## [Supplied information]
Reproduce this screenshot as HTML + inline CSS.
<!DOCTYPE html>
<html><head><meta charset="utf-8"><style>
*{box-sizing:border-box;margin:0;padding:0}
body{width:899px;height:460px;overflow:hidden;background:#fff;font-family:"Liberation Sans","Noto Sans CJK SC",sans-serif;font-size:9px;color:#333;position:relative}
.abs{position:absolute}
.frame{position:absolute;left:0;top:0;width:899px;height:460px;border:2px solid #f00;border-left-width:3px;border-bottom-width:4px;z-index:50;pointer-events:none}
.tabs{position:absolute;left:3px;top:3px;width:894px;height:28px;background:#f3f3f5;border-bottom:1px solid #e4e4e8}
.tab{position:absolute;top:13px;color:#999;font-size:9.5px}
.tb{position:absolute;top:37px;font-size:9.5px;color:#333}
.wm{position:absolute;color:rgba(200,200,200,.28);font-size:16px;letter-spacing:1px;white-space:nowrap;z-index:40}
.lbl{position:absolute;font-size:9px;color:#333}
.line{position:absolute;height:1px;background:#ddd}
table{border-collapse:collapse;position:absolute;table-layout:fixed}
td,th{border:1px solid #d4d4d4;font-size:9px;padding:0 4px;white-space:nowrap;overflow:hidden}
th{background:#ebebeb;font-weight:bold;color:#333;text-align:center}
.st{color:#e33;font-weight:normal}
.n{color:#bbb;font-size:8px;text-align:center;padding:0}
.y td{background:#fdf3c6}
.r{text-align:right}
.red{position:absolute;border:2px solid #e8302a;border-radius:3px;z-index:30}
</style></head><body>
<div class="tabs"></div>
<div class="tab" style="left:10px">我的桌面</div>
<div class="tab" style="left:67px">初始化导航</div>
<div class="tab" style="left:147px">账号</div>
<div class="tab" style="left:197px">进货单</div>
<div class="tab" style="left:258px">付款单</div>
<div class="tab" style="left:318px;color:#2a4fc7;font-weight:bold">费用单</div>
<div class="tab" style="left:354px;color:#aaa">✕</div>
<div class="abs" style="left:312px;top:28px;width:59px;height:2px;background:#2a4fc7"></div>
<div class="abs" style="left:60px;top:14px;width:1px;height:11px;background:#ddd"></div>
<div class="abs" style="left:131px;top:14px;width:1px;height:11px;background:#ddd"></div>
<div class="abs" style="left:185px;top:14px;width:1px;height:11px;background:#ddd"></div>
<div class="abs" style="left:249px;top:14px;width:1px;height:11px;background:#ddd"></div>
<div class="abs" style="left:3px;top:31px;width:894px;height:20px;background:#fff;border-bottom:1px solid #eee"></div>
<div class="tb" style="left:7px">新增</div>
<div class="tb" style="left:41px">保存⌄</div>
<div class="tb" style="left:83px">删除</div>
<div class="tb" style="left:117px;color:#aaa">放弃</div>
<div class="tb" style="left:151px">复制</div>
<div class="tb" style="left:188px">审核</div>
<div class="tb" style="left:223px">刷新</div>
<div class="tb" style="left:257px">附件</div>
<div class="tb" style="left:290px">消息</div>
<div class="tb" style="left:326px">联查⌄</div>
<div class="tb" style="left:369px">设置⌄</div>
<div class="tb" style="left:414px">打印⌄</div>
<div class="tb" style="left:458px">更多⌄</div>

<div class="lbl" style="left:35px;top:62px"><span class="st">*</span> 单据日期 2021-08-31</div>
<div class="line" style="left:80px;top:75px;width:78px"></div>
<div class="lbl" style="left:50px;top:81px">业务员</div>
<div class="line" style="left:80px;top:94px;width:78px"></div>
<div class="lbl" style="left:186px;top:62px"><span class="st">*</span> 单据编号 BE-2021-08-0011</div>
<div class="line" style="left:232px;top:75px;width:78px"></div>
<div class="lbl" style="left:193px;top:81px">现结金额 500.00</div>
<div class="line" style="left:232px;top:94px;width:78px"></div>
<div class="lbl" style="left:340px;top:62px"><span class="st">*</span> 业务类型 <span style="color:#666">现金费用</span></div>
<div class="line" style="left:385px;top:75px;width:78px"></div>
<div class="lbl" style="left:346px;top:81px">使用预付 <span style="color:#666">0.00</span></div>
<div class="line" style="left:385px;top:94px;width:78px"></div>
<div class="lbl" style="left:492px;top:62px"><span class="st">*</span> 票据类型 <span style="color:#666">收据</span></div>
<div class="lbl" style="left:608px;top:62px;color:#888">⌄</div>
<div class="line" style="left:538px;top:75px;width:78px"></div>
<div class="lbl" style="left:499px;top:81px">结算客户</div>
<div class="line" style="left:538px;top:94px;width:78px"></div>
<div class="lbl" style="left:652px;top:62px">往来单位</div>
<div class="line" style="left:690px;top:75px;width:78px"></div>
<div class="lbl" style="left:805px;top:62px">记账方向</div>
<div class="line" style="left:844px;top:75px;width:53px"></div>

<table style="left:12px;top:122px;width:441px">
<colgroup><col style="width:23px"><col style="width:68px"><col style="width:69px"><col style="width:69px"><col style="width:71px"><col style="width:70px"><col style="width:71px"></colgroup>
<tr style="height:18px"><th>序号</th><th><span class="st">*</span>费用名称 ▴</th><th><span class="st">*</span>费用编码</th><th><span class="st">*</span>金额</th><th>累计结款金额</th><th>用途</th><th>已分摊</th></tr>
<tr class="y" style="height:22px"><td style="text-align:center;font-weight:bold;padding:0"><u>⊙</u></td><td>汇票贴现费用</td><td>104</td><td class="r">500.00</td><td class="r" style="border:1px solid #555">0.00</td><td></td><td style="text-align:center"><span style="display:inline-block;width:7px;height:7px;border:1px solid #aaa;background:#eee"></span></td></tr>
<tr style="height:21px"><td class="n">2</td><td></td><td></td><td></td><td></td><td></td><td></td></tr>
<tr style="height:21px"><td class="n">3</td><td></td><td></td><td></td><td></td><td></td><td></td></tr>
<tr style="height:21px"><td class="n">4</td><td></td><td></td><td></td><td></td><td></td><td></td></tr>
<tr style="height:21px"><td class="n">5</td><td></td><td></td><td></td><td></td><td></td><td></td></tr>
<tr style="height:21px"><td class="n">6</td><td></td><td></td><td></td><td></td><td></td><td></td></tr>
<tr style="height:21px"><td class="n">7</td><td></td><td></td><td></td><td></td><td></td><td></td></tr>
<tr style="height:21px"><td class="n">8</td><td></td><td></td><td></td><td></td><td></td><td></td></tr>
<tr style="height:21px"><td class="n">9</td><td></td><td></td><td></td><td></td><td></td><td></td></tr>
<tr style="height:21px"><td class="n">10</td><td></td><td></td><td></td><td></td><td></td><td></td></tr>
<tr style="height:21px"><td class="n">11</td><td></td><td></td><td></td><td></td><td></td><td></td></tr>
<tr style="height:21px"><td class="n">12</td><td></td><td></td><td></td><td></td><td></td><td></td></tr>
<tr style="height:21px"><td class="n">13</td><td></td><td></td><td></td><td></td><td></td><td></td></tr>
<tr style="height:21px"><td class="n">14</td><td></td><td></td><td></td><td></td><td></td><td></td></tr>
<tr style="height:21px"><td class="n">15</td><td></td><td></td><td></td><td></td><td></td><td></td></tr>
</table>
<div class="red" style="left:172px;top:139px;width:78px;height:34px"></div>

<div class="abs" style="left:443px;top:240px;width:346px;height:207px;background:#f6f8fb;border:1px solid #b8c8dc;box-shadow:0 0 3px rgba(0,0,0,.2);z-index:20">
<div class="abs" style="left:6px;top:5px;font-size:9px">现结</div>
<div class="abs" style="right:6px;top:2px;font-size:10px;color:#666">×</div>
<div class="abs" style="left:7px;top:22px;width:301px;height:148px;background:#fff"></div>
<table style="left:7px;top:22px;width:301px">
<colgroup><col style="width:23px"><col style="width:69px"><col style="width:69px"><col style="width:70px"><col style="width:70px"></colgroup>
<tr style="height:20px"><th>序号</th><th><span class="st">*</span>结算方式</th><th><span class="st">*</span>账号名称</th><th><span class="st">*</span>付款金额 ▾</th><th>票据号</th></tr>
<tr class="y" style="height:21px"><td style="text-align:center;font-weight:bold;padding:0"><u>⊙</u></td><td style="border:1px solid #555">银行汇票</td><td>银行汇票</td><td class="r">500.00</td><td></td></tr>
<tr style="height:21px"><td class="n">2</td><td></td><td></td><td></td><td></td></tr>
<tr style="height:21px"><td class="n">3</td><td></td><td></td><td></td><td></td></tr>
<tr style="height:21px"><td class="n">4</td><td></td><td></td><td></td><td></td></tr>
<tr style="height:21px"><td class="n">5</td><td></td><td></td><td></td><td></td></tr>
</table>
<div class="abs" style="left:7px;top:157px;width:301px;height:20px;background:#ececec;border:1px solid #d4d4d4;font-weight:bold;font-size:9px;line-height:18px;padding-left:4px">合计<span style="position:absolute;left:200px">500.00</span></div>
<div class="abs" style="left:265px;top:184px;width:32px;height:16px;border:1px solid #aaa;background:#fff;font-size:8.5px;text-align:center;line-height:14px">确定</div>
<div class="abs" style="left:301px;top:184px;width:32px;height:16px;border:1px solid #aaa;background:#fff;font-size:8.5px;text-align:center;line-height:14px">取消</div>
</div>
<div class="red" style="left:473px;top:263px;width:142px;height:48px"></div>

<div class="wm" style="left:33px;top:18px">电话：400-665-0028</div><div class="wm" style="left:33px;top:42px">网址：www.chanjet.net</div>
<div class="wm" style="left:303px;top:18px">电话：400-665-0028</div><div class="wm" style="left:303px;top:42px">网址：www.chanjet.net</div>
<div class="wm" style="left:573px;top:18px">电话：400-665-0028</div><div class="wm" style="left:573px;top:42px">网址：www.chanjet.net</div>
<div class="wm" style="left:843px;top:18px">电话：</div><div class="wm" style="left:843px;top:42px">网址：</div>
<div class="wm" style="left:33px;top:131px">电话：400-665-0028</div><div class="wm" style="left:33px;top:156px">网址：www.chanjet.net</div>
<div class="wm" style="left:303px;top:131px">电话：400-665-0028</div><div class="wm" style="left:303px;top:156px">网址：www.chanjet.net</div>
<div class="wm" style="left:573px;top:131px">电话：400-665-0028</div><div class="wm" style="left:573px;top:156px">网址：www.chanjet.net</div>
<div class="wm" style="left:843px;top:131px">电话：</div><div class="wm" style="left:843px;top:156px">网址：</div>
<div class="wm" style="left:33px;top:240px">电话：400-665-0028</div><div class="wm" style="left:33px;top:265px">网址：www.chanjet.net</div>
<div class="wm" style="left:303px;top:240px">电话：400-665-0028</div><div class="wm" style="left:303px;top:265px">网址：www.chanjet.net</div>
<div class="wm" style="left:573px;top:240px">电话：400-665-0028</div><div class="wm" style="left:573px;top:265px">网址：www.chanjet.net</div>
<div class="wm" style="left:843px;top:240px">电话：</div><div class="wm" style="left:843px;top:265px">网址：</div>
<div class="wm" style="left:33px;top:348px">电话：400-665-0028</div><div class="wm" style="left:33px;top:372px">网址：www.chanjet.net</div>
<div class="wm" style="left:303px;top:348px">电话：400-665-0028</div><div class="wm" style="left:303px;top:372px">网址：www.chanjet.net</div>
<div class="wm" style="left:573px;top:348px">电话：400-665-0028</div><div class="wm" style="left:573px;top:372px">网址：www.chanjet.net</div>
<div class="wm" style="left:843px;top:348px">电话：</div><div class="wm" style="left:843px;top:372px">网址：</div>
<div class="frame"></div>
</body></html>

## [Exercise objective]
Give the number of lines in the data that contain "inline", with no other words.

## [Final result]
2